This is not coming from a competitor in AM/FM radio. In fact, it’s from a fan whose family has two Sirus or XM subscriptions. But Mike Elgan, a columnist for the respected IT trade publication Datamation, wrote: “I hate to say it, but somebody has to: Satellite radio will come crashing down to Earth within the next two years.”
Elgan says satellite radio has gotten better, with smaller receivers and new features. And he’s a fan of the exclusive content that suits his tastes that’s not available on AM/FM radio. But the world is moving to fast for satellite radio to keep up. “The ugly truth is that satellite is simply an obsolete way to deliver sound,” he wrote. In his view, satellite radio is “already living on borrowed time – and borrowed money – and simply will not and cannot survive.”
He spells out six trends that will “kill” satellite radio. Five deal with technological changes, such as MP3-compatible cars and in-dash mobile broadband, that eliminate the need for audiophiles to have satellite radio. And #6 is the “cratering” economy. He questions whether Sirius XM will be able to refinance $1 billion of debt in 2009 “in the most hostile credit market ever” – and, if so, only “to buy time for some unspecified future miracle.”
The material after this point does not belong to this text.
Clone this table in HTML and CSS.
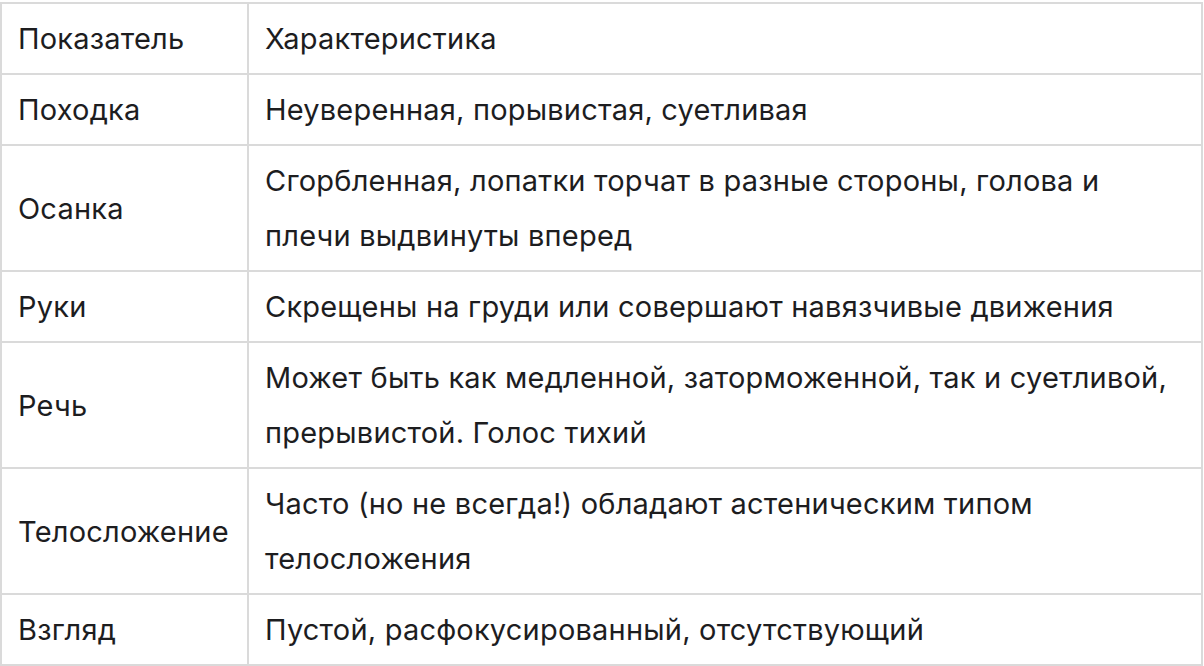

It’s an interesting take on satellite radio’s future and you can click here to read it.
RBR/TVBR observation: We’d previously thought both XM and Sirius had about five years left as standalones, but that the completed merger might extend that to nearly a decade. But all bets are off in the current economic meltdown. Elgan offers six reasons why Sirius XM has less than two years of existence left – but #6, the economy, could be the one that hits hardest and fastest.